Esta duplicidade de situações muda o foco dramático e narrativo, pois o que matiza a forçada dependência dos supostos netos é eles se valerem da bondosa avó. Com as duas crianças, o número de dependentes aumenta, mas não se trata da mesma sustentação dramática. Introduz-se agora a temática do sequestro e da exploração de menores. O filme, antes familiar, se transformar num drama policial. Todo enfoque se concentra em como Osamu conseguiu “convencer” a garota a viver com ele e os seus. Não é mais ele a orientar, cabe agora ao garoto Shota fazê-lo. Não é gratuíto.

Os laços se desfazem

Outros diretores/roteiristas deixariam esta estruturação narrativa cair no clichê. E, além disso, enfraqueceria o tema central. Sem perder a fluidez, a leveza e o enfoque principal, Kore-eda mescla-o à subtrama policial. E desta forma dá conta do que fazia o trio Osamu, Nobuyo e Hatsue se interessar tanto pelos vencimentos de Yaneyama. E assim o espectador se vê diante de uma relação amorosa, erótica, entre quem ele jamais imaginou. Por drásticas consequências os laços e as tramoias se desfazem. Mais ainda quando a subtrama envolve as duas crianças e ganha sentido.

Assim, Kore-eda acostumado a dramas nos quais os ambientes fechados ditam o clima (Ninguém pode saber, 2004), se mostra capaz de construir sequências dotadas de suspense. É a rua, não o cômodo único onde vivem Osamu a Nobuyo, que expõe a aflição, o medo e a fuga de Osamo e Shota pelas ruas e avenidas. Então, o tema central e a subtrama se fecham numa só narrativa, dividida em dois fios dramáticos.
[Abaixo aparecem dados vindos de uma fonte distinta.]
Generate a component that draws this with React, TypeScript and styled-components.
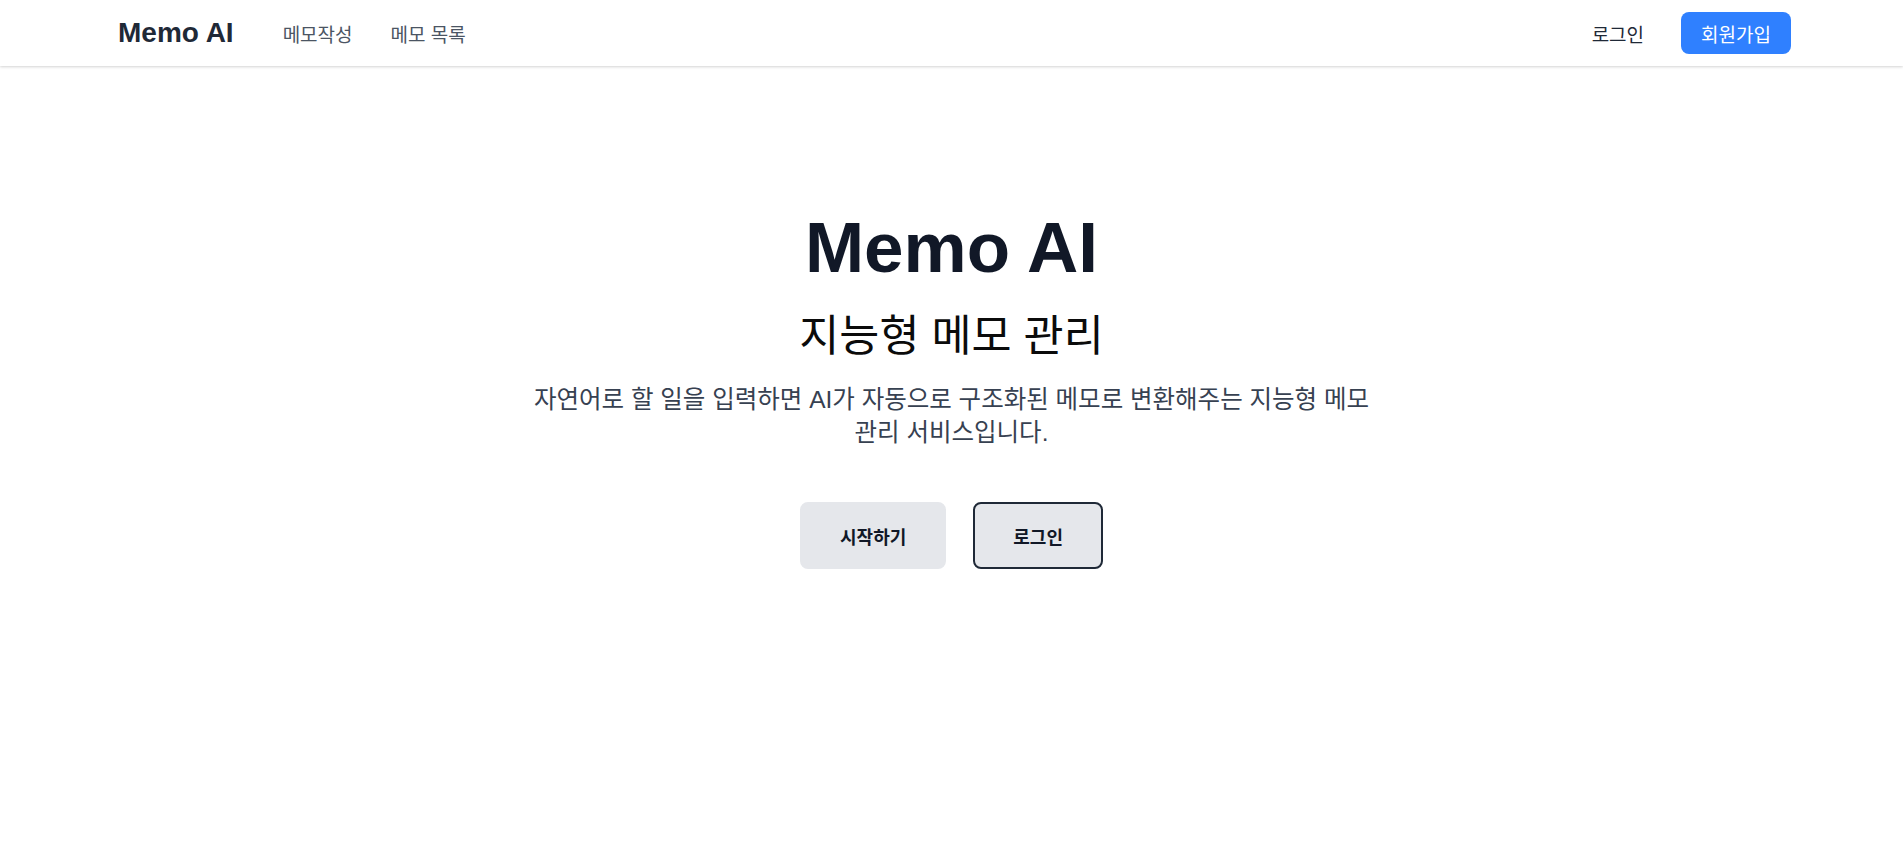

Cada um termina por revelar o que motivava o outro e se fecham como um só tema central, demonstrando a capacidade de Kore-eda em fundir suas tramas.

O mais interessante nesta abordagem é vê-lo não recorrer à violência, aos recursos narrativos banais e aos clichês dos filmes policiais. Mesmo na eletrizante sequência da perseguição, não se ouve tiros, sirenes, vans a derrapar pelo asfalto ou gritos de policiais ensandecidos. É como numa situação-limite todos se contivessem e só interessasse pôr fim ao crime. Tudo se elucida de forma a demonstrar ser possível ser sutil e utilizar só elipses para manter a tensão e o espectador preso à cadeira.

Não há porque negligenciar a construção da sequência em que Shota espera o ônibus e Osamu o aguarda. Kore-eda alterna os planos, dando sentido não à perda de um parceiro, mas de um filho. Recorda os enquadramentos do mestre Seiun Suzuki (1923/2017), cujos precisos enquadramentos tornam seu “Tóquio Violenta (1966)” um primor de concisão e sentido. Enquanto o ônibus com Shota se distância a câmera nele se fixa e o que era presença se transforma em memória viva. Palavras, acenos e lágrimas não diriam tanto ao espectador quanto estas imagens.

Assunto de família. (Manbiki kasoku) Drama. 101 minutos. Japão. Roteiro/direção/ediçao: Hirokazu Kore-eda. Trilha sonora: Haruomi Hosomo. Fotografia: Ryûto Kondô. Elenco: Lyli Franky, Kiki Kirin, Sakura Andô, Sosuke Ikematsu, Mivu Ssaki.